Putting It All Together: The Triad

Call the cumulative process of conceptiation, graphicalization, and annotation the lens-dependent theorybuilding triad.

TheoryBuilding- Lens-Dependent Triad

Conclusion

Going Meta

One funny thing about theorybuilding is how amenable it is to recursion. Can we explain this article in terms of Kevin engaging in theorybuilding? Of course! For example, consider the On Resolution section above. Out of all possible adjectives used to describe theorybuilding, I deliberately chose to focus my attention on spatial resolution. What phase of the triad does that sound like to you?  Right: theory conceptiation.

Takeaways

This article does not represent serious research. In fact, its core model – the lens-dependent theorybuilding triad – cites almost no empirical results.
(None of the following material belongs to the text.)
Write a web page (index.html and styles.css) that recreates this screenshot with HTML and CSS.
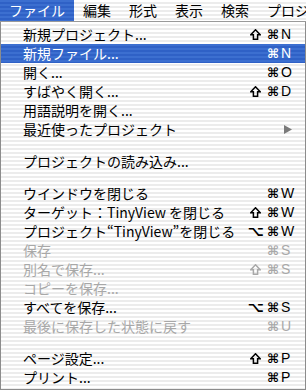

It is a toy model designed to get us thinking about how a cognitive process can construct a representation of reality. Here is an executive summary of this toy model:

  1. Perception tunneling is how organisms begin to understand the particle soup of the universe.
    1. Tunneling only occurs by virtue of sensory organs, which transduce some subset of data (sampling) into Mentalese.
    2. Tunneling is a local effect, it discolors its target, and its sometimes merely represents data located elsewhere.
  2. The Lens-Dependent Theorybuilding Triad takes the perception tunnel as input, and builds models of the world. There are three phases:
    1. During conceptiation, perception contents are carved into isolable concepts.
    2. During graphicalization, concept interrelationships are inferred.
    3. During annotation, abstracted properties and metadata are attached to the conceptual graph.